Here in the northeast/midatlantic, we have an automatic toll collection system known as E-Z Pass:
E-ZPass® is an electronic toll collection system, which takes cash, coins and toll tickets out of the toll collection process. Instead, drivers establish an account, prepay tolls and attach a small electronic device to their vehicles. Tolls are automatically deducted from the prepaid account as an E-ZPass® customer passes through the toll lane.
I’ve used the E-Z Pass system since its inception, and cannot envision myself sitting on line to pay a toll ever again. In that regard, it is a godsend.
I have, however, often wondered when law enforcement might begin to use the E-Z Pass system to target speeders. Say, for example you enter an E-Z Pass enabled highway at Point X and exit the highway at Point Y. The distance between Point X and Point Y is 80 miles, but you traveled that distance in only an hour. Could be a problem, as the E-Z Pass system knows when and where you entered and when and where you exited. This seems to me like a no-brainer for law enforcement — and it’s indisputable (absent mechanical error) that you averaged 80 MPH.

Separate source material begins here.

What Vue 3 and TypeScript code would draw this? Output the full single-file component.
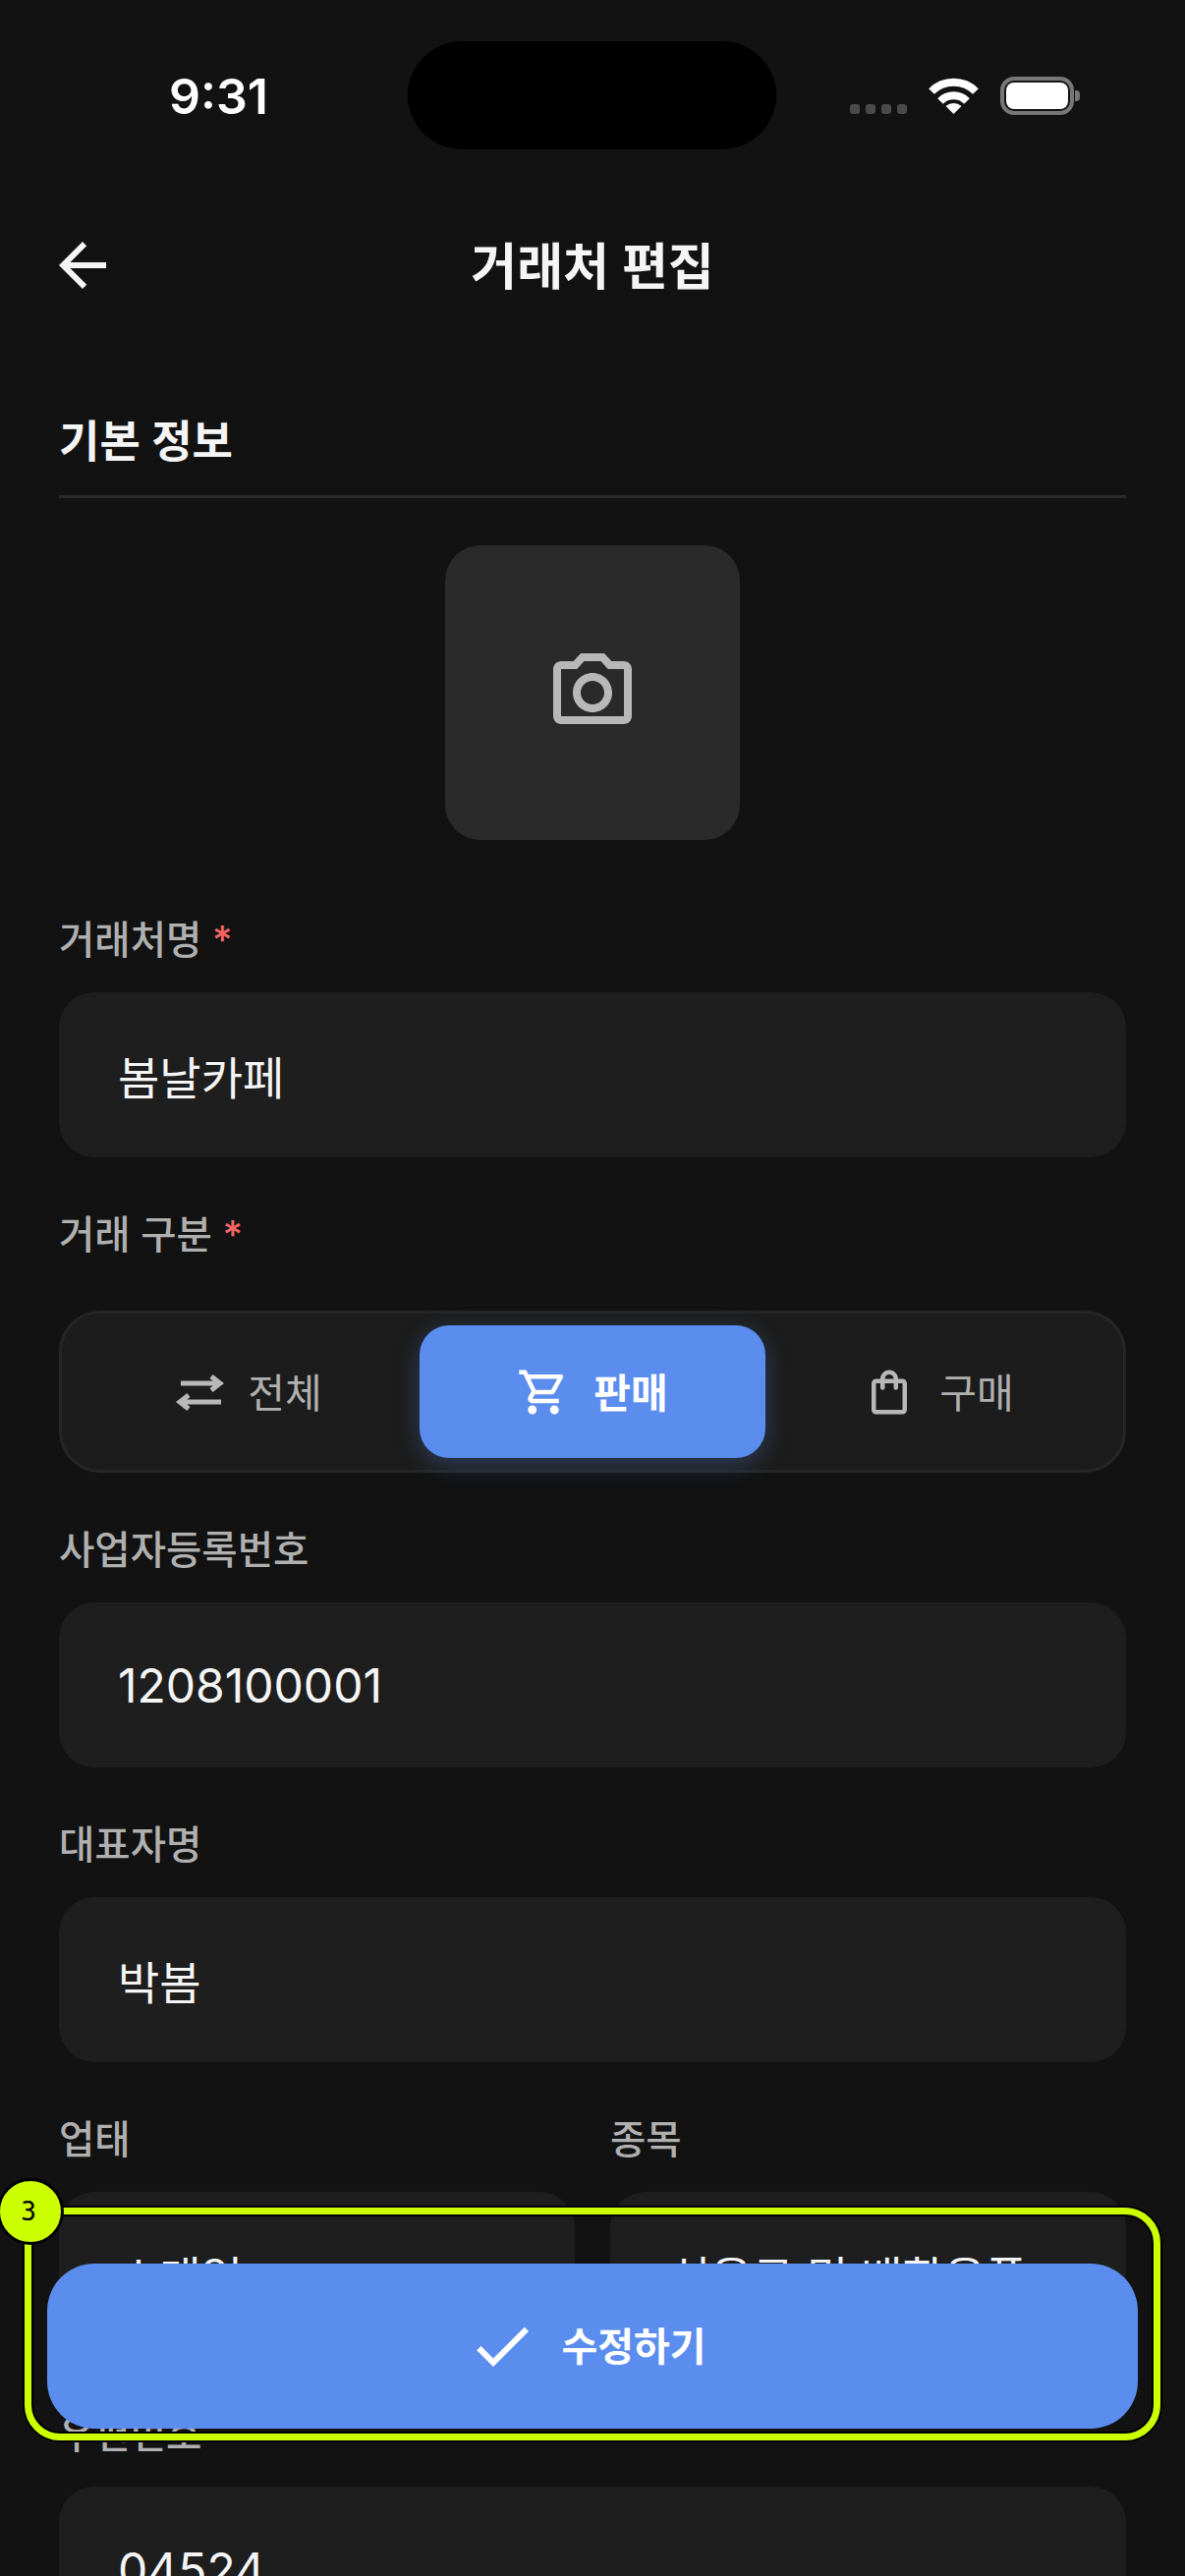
<script setup lang="ts">
interface Segment {
  key: string
  label: string
  active: boolean
}

const segments: Segment[] = [
  { key: 'all', label: '전체', active: false },
  { key: 'sale', label: '판매', active: true },
  { key: 'buy', label: '구매', active: false },
]
</script>

<template>
  <div class="page">
    <div class="status">
      <span class="time">9:31</span>
      <div class="status-icons">
        <div class="dots"><i></i><i></i><i></i><i></i></div>
        <svg class="wifi" width="51" height="37" viewBox="0 0 51 37">
          <path d="M3 14A32 32 0 0 1 48 14" fill="none" stroke="#fff" stroke-width="8" />
          <path d="M12 24A19 19 0 0 1 39 24" fill="none" stroke="#fff" stroke-width="8" />
          <path d="M25.5 37L17.5 29A12 12 0 0 1 33.5 29Z" fill="#fff" />
        </svg>
        <div class="battery"><div class="battery-fill"></div></div>
      </div>
    </div>
    <div class="island"></div>

    <header class="header">
      <svg class="back" width="72" height="72" viewBox="0 0 24 24">
        <path fill="#f5f5f5" d="M20 11H7.83l5.59-5.59L12 4l-8 8 8 8 1.41-1.41L7.83 13H20v-2z" />
      </svg>
      <h1 class="title">거래처 편집</h1>
    </header>

    <main class="content">
      <h2 class="section">기본 정보</h2>

      <div class="photo">
        <svg width="96" height="96" viewBox="0 0 24 24">
          <path fill="#b8b8b8" d="M14.12 4l1.83 2H20v12H4V6h4.05l1.83-2h4.24M15 2H9L7.17 4H4c-1.1 0-2 .9-2 2v12c0 1.1.9 2 2 2h16c1.1 0 2-.9 2-2V6c0-1.1-.9-2-2-2h-3.17L15 2zm-3 7c1.65 0 3 1.35 3 3s-1.35 3-3 3-3-1.35-3-3 1.35-3 3-3m0-2c-2.76 0-5 2.24-5 5s2.24 5 5 5 5-2.24 5-5-2.24-5-5-5z" />
        </svg>
      </div>

      <div class="group">
        <label class="label">거래처명 <span class="req">*</span></label>
        <div class="field">봄날카페</div>
      </div>

      <div class="group">
        <label class="label seg-label">거래 구분 <span class="req">*</span></label>
        <div class="seg">
          <div v-for="s in segments" :key="s.key" class="seg-item" :class="{ active: s.active }">
            <svg v-if="s.key === 'all'" width="54" height="54" viewBox="-5 0 54 54" fill="none" stroke="#b8b8b8" stroke-width="5">
              <path d="M5 18H45M36 11L45 18L36 25" />
              <path d="M46 37H5M13 30L4 37L13 44" />
            </svg>
            <svg v-else-if="s.key === 'sale'" width="54" height="54" viewBox="0 0 24 24">
              <path fill="#fff" d="M15.55 13c.75 0 1.41-.41 1.75-1.03l3.58-6.49c.37-.66-.11-1.48-.87-1.48H5.21l-.94-2H1v2h2l3.6 7.59-1.35 2.44C4.52 15.37 5.48 17 7 17h12v-2H7l1.1-2h7.45zM6.16 6h12.15l-2.76 5H8.53L6.16 6zM7 18c-1.1 0-1.99.9-1.99 2S5.9 22 7 22s2-.9 2-2-.9-2-2-2zm10 0c-1.1 0-1.99.9-1.99 2s.89 2 1.99 2 2-.9 2-2-.9-2-2-2z" />
            </svg>
            <svg v-else width="54" height="54" viewBox="0 0 24 24">
              <path fill="#b8b8b8" d="M18 6h-2c0-2.21-1.79-4-4-4S8 3.79 8 6H6c-1.1 0-2 .9-2 2v12c0 1.1.9 2 2 2h12c1.1 0 2-.9 2-2V8c0-1.1-.9-2-2-2zm-6-2c1.1 0 2 .9 2 2h-4c0-1.1.9-2 2-2zm6 16H6V8h2v2c0 .55.45 1 1 1s1-.45 1-1V8h4v2c0 .55.45 1 1 1s1-.45 1-1V8h2v12z" />
            </svg>
            <span class="seg-text">{{ s.label }}</span>
          </div>
        </div>
      </div>

      <div class="group">
        <label class="label">사업자등록번호</label>
        <div class="field num">1208100001</div>
      </div>

      <div class="group">
        <label class="label">대표자명</label>
        <div class="field">박봄</div>
      </div>

      <div class="row">
        <div class="group">
          <label class="label">업태</label>
          <div class="field">소매업</div>
        </div>
        <div class="group">
          <label class="label">종목</label>
          <div class="field">식용구 및 배합용품</div>
        </div>
      </div>

      <div class="group">
        <label class="label">우편번호</label>
        <div class="field num">04524</div>
      </div>
    </main>

    <div class="highlight"></div>
    <button class="submit" type="button">
      <svg width="72" height="72" viewBox="0 0 24 24">
        <path fill="#fff" d="M9 16.17L4.83 12l-1.42 1.41L9 19 21 7l-1.41-1.41z" />
      </svg>
      <span class="submit-text">수정하기</span>
    </button>
    <div class="badge">3</div>
  </div>
</template>

<style>
html,
body {
  margin: 0;
  background: #121212;
}
</style>

<style scoped>
.page {
  position: relative;
  width: 1206px;
  height: 2622px;
  overflow: hidden;
  background: #121212;
  color: #f5f5f5;
  font-family: Inter, "Noto Sans CJK KR", sans-serif;
}

.status {
  height: 180px;
  box-sizing: border-box;
  padding: 0 113px 0 172px;
  display: flex;
  justify-content: space-between;
}

.time {
  margin-top: 68px;
  font-size: 50px;
  line-height: 60px;
  font-weight: 600;
  color: #fff;
}

.status-icons {
  margin-top: 78px;
  height: 39px;
  display: flex;
  align-items: flex-end;
}

.dots {
  display: flex;
  gap: 6px;
  margin-bottom: 1px;
  margin-right: 22px;
}

.dots i {
  width: 10px;
  height: 10px;
  border-radius: 3px;
  background: #4a4a4a;
}

.wifi {
  margin-bottom: 1px;
  margin-right: 22px;
}

.battery {
  position: relative;
  width: 75px;
  height: 39px;
  box-sizing: border-box;
  padding: 2px;
  border: 4px solid #777;
  border-radius: 14px;
}

.battery::after {
  content: "";
  position: absolute;
  left: 72px;
  top: 10px;
  width: 5px;
  height: 11px;
  border-radius: 0 4px 4px 0;
  background: #777;
}

.battery-fill {
  height: 100%;
  background: #fff;
  border-radius: 8px;
}

.island {
  position: absolute;
  left: 415px;
  top: 42px;
  width: 375px;
  height: 110px;
  border-radius: 55px;
  background: #000;
}

.header {
  height: 180px;
  padding: 0 48px;
  display: flex;
  align-items: center;
  position: relative;
}

.back {
  display: block;
}

.title {
  position: absolute;
  left: 0;
  right: 0;
  margin: 3px 0 0;
  text-align: center;
  font-size: 51px;
  line-height: 72px;
  font-weight: 600;
}

.content {
  padding: 0 60px;
}

.section {
  margin: 60px 0 0;
  padding-bottom: 24px;
  border-bottom: 3px solid #2a2a2a;
  font-size: 45px;
  line-height: 60px;
  font-weight: 600;
}

.photo {
  width: 300px;
  height: 300px;
  margin: 48px auto 74px;
  border-radius: 36px;
  background: #2a2a2a;
  display: flex;
  align-items: center;
  justify-content: center;
}

.group {
  margin-bottom: 51px;
}

.label {
  display: block;
  height: 57px;
  margin-bottom: 24px;
  font-size: 39.5px;
  line-height: 57px;
  font-weight: 500;
  color: #b0b0b0;
}

.seg-label {
  margin-bottom: 48px;
}

.req {
  color: #f56565;
}

.field {
  height: 168px;
  box-sizing: border-box;
  padding: 0 60px;
  border-radius: 36px;
  background: #1e1e1e;
  display: flex;
  align-items: center;
  font-size: 46px;
  color: #f5f5f5;
  white-space: nowrap;
}

.field.num {
  font-size: 48px;
}

.seg {
  height: 165px;
  margin-bottom: 2px;
  box-sizing: border-box;
  padding: 12px;
  border: 3px solid #262626;
  border-radius: 42px;
  background: #1c1c1c;
  display: grid;
  grid-template-columns: repeat(3, 1fr);
}

.seg-item {
  display: flex;
  align-items: center;
  justify-content: center;
  gap: 24px;
  border-radius: 30px;
  font-size: 41px;
  color: #b0b0b0;
}

.seg-text {
  margin-bottom: 4px;
}

.seg-item.active {
  background: #5b8dee;
  color: #fff;
  font-weight: 600;
  box-shadow: 0 6px 24px rgba(91, 141, 238, 0.3);
}

.row {
  display: grid;
  grid-template-columns: 525px 525px;
  gap: 36px;
}

.highlight {
  position: absolute;
  left: 25px;
  top: 2247px;
  width: 1156px;
  height: 237px;
  box-sizing: border-box;
  border: 7px solid #ccff00;
  border-radius: 36px;
  box-shadow: 0 0 0 2px #000, inset 0 0 0 2px #000;
}

.submit {
  position: absolute;
  left: 48px;
  top: 2304px;
  width: 1110px;
  height: 168px;
  padding: 0 12px 0 0;
  border: 0;
  border-radius: 48px;
  background: #5b8dee;
  color: #fff;
  font: inherit;
  font-size: 40px;
  font-weight: 600;
  display: flex;
  align-items: center;
  justify-content: center;
  gap: 24px;
}

.submit-text {
  margin-bottom: 5px;
}

.badge {
  position: absolute;
  left: -3px;
  top: 2217px;
  width: 68px;
  height: 68px;
  box-sizing: border-box;
  padding-right: 4px;
  border: 3px solid #000;
  border-radius: 50%;
  background: #ccff00;
  color: #000;
  display: flex;
  align-items: center;
  justify-content: center;
  font-family: "DejaVu Sans Mono", monospace;
  font-size: 26px;
}
</style>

And, indeed, as I poked around the interwebs today, I came across the following Orwellian Q & A at the Insurance Institute for Highway Safety (emphasis in the answer is mine). It appears that point-to-point is, in fact, becoming a reality (via camera now, perhaps via systems like E-Z Pass soon) and, even scarier, there is another system being examined that could work to remotely slow your vehicle down:
21. Are there other technologies that could aid in enforcing speed limits in both urban and suburban areas?
Two emerging technologies are being used to enforce speed limits. Intelligent speed adaptation links a position of the traveling vehicle via Global Positioning System (GPS) technology and computerized maps with speed limits to determine if the vehicle is speeding. The system may work as an advisory system for the driver or an intervention system that automatically reduces the vehicle’s speed to comply with the speed limit. Point-to-point speed camera technology records the time it takes a vehicle to travel between two camera locations to compute an average speed and compare it to the posted speed limit. This system uses optical recognition technology to match the two photographed vehicle license plates. Point-to-point speed cameras are being used to enforce the speed limit on the Hume Freeway in Victoria, Australia. In the UK, point-to-point speed camera systems are known as “Distributed Average Speed” camera systems and have received government approval.
On a somewhat related note, I’ve read several stories about GPS-enabled trucks hitting overpasses because the drivers were navigating via the device without regard for the limitations of the roadways (which are always posted) that were being suggested. It happens in my neck of the woods fairly frequently (many of the roads and overpasses are ancient), and GPS-navigation is usually at the root of the problem. Unintended consequences.